RAW DATA:

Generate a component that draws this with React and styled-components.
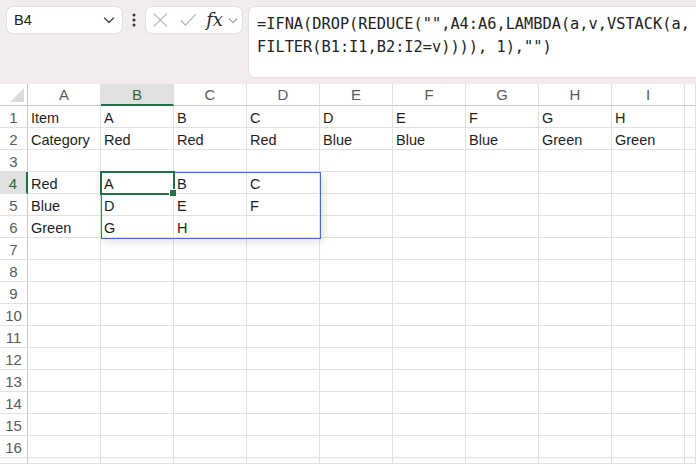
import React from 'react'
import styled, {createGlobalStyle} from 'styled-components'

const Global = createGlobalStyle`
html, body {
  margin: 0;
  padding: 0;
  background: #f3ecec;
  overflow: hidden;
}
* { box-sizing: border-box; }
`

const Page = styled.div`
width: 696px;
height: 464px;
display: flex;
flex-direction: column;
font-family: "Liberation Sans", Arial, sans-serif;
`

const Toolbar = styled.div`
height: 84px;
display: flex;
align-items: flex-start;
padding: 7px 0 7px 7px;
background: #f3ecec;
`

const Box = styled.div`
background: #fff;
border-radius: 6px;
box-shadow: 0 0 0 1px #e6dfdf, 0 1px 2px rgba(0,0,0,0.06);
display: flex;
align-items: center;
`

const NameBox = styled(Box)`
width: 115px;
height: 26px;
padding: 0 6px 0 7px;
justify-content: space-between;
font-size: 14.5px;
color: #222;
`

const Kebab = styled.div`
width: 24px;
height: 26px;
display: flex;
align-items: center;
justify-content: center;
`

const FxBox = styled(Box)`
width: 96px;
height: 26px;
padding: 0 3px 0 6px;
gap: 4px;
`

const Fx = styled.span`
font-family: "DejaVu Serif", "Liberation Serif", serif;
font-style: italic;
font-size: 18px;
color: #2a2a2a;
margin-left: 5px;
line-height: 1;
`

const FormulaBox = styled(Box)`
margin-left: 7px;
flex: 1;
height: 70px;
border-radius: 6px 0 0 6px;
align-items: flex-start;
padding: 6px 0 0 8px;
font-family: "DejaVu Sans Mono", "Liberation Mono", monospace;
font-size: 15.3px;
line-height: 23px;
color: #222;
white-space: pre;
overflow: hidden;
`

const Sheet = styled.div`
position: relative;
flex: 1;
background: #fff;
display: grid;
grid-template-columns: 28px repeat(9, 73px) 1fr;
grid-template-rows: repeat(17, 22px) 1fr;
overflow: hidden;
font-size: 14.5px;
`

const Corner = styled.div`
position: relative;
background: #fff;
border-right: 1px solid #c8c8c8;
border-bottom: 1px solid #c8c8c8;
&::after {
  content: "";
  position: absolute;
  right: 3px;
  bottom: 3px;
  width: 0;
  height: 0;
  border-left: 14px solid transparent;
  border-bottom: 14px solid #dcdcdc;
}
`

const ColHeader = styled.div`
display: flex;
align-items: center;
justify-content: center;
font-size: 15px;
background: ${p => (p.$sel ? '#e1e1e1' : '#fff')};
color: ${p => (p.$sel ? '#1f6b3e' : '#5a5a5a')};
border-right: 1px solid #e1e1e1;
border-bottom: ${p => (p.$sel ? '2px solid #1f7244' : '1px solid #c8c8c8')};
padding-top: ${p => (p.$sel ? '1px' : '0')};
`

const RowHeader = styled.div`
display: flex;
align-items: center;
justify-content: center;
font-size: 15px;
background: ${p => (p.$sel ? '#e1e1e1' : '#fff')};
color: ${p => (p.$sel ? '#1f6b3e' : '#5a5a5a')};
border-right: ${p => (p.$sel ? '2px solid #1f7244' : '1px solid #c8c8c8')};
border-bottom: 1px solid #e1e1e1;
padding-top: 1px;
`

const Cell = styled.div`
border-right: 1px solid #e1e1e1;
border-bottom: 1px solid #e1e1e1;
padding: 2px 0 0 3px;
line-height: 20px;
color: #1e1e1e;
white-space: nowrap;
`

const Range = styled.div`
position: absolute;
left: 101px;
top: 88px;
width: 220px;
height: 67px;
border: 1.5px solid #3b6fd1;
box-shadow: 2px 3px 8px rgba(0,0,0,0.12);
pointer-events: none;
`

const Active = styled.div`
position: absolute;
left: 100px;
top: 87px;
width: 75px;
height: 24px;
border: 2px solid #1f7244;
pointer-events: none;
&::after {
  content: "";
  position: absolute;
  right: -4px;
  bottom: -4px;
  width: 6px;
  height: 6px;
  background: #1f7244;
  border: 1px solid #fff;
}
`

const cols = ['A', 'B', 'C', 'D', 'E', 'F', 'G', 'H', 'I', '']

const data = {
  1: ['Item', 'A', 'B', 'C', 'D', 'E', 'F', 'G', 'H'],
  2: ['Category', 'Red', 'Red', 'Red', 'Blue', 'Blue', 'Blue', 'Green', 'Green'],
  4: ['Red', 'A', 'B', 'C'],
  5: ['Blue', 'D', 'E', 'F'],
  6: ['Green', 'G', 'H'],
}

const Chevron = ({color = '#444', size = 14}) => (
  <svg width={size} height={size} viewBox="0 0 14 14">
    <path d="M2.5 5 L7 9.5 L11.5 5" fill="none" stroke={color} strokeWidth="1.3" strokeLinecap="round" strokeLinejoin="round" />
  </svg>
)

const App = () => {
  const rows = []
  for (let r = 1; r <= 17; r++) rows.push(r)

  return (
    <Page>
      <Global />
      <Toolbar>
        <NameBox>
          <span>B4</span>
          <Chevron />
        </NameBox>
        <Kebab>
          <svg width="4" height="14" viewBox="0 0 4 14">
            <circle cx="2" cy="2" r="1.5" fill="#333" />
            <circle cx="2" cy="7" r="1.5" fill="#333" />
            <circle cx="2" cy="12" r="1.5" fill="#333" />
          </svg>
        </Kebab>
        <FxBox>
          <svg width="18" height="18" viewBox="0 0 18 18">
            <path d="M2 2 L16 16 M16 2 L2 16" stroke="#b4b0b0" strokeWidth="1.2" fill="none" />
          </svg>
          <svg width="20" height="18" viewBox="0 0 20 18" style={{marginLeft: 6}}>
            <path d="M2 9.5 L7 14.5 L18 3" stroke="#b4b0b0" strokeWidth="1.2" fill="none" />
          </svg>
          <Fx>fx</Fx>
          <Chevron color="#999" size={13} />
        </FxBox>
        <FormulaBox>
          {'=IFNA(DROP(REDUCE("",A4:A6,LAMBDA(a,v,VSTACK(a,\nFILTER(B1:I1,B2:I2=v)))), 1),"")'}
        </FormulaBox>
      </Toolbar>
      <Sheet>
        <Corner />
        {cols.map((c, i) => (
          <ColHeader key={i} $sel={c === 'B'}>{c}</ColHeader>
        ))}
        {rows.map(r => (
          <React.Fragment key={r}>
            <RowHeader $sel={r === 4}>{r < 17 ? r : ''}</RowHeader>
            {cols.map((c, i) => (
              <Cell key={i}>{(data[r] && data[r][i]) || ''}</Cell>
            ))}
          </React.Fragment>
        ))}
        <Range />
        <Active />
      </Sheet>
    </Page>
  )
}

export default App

TASK OBJECTIVE: Reproduce all of the material exactly, apart from the pictures.

RESPONSE FOR THIS EXERCISE:
Generate a component that draws this with React and styled-components.
import React from 'react'
import styled, {createGlobalStyle} from 'styled-components'

const Global = createGlobalStyle`
html, body {
  margin: 0;
  padding: 0;
  background: #f3ecec;
  overflow: hidden;
}
* { box-sizing: border-box; }
`

const Page = styled.div`
width: 696px;
height: 464px;
display: flex;
flex-direction: column;
font-family: "Liberation Sans", Arial, sans-serif;
`

const Toolbar = styled.div`
height: 84px;
display: flex;
align-items: flex-start;
padding: 7px 0 7px 7px;
background: #f3ecec;
`

const Box = styled.div`
background: #fff;
border-radius: 6px;
box-shadow: 0 0 0 1px #e6dfdf, 0 1px 2px rgba(0,0,0,0.06);
display: flex;
align-items: center;
`

const NameBox = styled(Box)`
width: 115px;
height: 26px;
padding: 0 6px 0 7px;
justify-content: space-between;
font-size: 14.5px;
color: #222;
`

const Kebab = styled.div`
width: 24px;
height: 26px;
display: flex;
align-items: center;
justify-content: center;
`

const FxBox = styled(Box)`
width: 96px;
height: 26px;
padding: 0 3px 0 6px;
gap: 4px;
`

const Fx = styled.span`
font-family: "DejaVu Serif", "Liberation Serif", serif;
font-style: italic;
font-size: 18px;
color: #2a2a2a;
margin-left: 5px;
line-height: 1;
`

const FormulaBox = styled(Box)`
margin-left: 7px;
flex: 1;
height: 70px;
border-radius: 6px 0 0 6px;
align-items: flex-start;
padding: 6px 0 0 8px;
font-family: "DejaVu Sans Mono", "Liberation Mono", monospace;
font-size: 15.3px;
line-height: 23px;
color: #222;
white-space: pre;
overflow: hidden;
`

const Sheet = styled.div`
position: relative;
flex: 1;
background: #fff;
display: grid;
grid-template-columns: 28px repeat(9, 73px) 1fr;
grid-template-rows: repeat(17, 22px) 1fr;
overflow: hidden;
font-size: 14.5px;
`

const Corner = styled.div`
position: relative;
background: #fff;
border-right: 1px solid #c8c8c8;
border-bottom: 1px solid #c8c8c8;
&::after {
  content: "";
  position: absolute;
  right: 3px;
  bottom: 3px;
  width: 0;
  height: 0;
  border-left: 14px solid transparent;
  border-bottom: 14px solid #dcdcdc;
}
`

const ColHeader = styled.div`
display: flex;
align-items: center;
justify-content: center;
font-size: 15px;
background: ${p => (p.$sel ? '#e1e1e1' : '#fff')};
color: ${p => (p.$sel ? '#1f6b3e' : '#5a5a5a')};
border-right: 1px solid #e1e1e1;
border-bottom: ${p => (p.$sel ? '2px solid #1f7244' : '1px solid #c8c8c8')};
padding-top: ${p => (p.$sel ? '1px' : '0')};
`

const RowHeader = styled.div`
display: flex;
align-items: center;
justify-content: center;
font-size: 15px;
background: ${p => (p.$sel ? '#e1e1e1' : '#fff')};
color: ${p => (p.$sel ? '#1f6b3e' : '#5a5a5a')};
border-right: ${p => (p.$sel ? '2px solid #1f7244' : '1px solid #c8c8c8')};
border-bottom: 1px solid #e1e1e1;
padding-top: 1px;
`

const Cell = styled.div`
border-right: 1px solid #e1e1e1;
border-bottom: 1px solid #e1e1e1;
padding: 2px 0 0 3px;
line-height: 20px;
color: #1e1e1e;
white-space: nowrap;
`

const Range = styled.div`
position: absolute;
left: 101px;
top: 88px;
width: 220px;
height: 67px;
border: 1.5px solid #3b6fd1;
box-shadow: 2px 3px 8px rgba(0,0,0,0.12);
pointer-events: none;
`

const Active = styled.div`
position: absolute;
left: 100px;
top: 87px;
width: 75px;
height: 24px;
border: 2px solid #1f7244;
pointer-events: none;
&::after {
  content: "";
  position: absolute;
  right: -4px;
  bottom: -4px;
  width: 6px;
  height: 6px;
  background: #1f7244;
  border: 1px solid #fff;
}
`

const cols = ['A', 'B', 'C', 'D', 'E', 'F', 'G', 'H', 'I', '']

const data = {
  1: ['Item', 'A', 'B', 'C', 'D', 'E', 'F', 'G', 'H'],
  2: ['Category', 'Red', 'Red', 'Red', 'Blue', 'Blue', 'Blue', 'Green', 'Green'],
  4: ['Red', 'A', 'B', 'C'],
  5: ['Blue', 'D', 'E', 'F'],
  6: ['Green', 'G', 'H'],
}

const Chevron = ({color = '#444', size = 14}) => (
  <svg width={size} height={size} viewBox="0 0 14 14">
    <path d="M2.5 5 L7 9.5 L11.5 5" fill="none" stroke={color} strokeWidth="1.3" strokeLinecap="round" strokeLinejoin="round" />
  </svg>
)

const App = () => {
  const rows = []
  for (let r = 1; r <= 17; r++) rows.push(r)

  return (
    <Page>
      <Global />
      <Toolbar>
        <NameBox>
          <span>B4</span>
          <Chevron />
        </NameBox>
        <Kebab>
          <svg width="4" height="14" viewBox="0 0 4 14">
            <circle cx="2" cy="2" r="1.5" fill="#333" />
            <circle cx="2" cy="7" r="1.5" fill="#333" />
            <circle cx="2" cy="12" r="1.5" fill="#333" />
          </svg>
        </Kebab>
        <FxBox>
          <svg width="18" height="18" viewBox="0 0 18 18">
            <path d="M2 2 L16 16 M16 2 L2 16" stroke="#b4b0b0" strokeWidth="1.2" fill="none" />
          </svg>
          <svg width="20" height="18" viewBox="0 0 20 18" style={{marginLeft: 6}}>
            <path d="M2 9.5 L7 14.5 L18 3" stroke="#b4b0b0" strokeWidth="1.2" fill="none" />
          </svg>
          <Fx>fx</Fx>
          <Chevron color="#999" size={13} />
        </FxBox>
        <FormulaBox>
          {'=IFNA(DROP(REDUCE("",A4:A6,LAMBDA(a,v,VSTACK(a,\nFILTER(B1:I1,B2:I2=v)))), 1),"")'}
        </FormulaBox>
      </Toolbar>
      <Sheet>
        <Corner />
        {cols.map((c, i) => (
          <ColHeader key={i} $sel={c === 'B'}>{c}</ColHeader>
        ))}
        {rows.map(r => (
          <React.Fragment key={r}>
            <RowHeader $sel={r === 4}>{r < 17 ? r : ''}</RowHeader>
            {cols.map((c, i) => (
              <Cell key={i}>{(data[r] && data[r][i]) || ''}</Cell>
            ))}
          </React.Fragment>
        ))}
        <Range />
        <Active />
      </Sheet>
    </Page>
  )
}

export default App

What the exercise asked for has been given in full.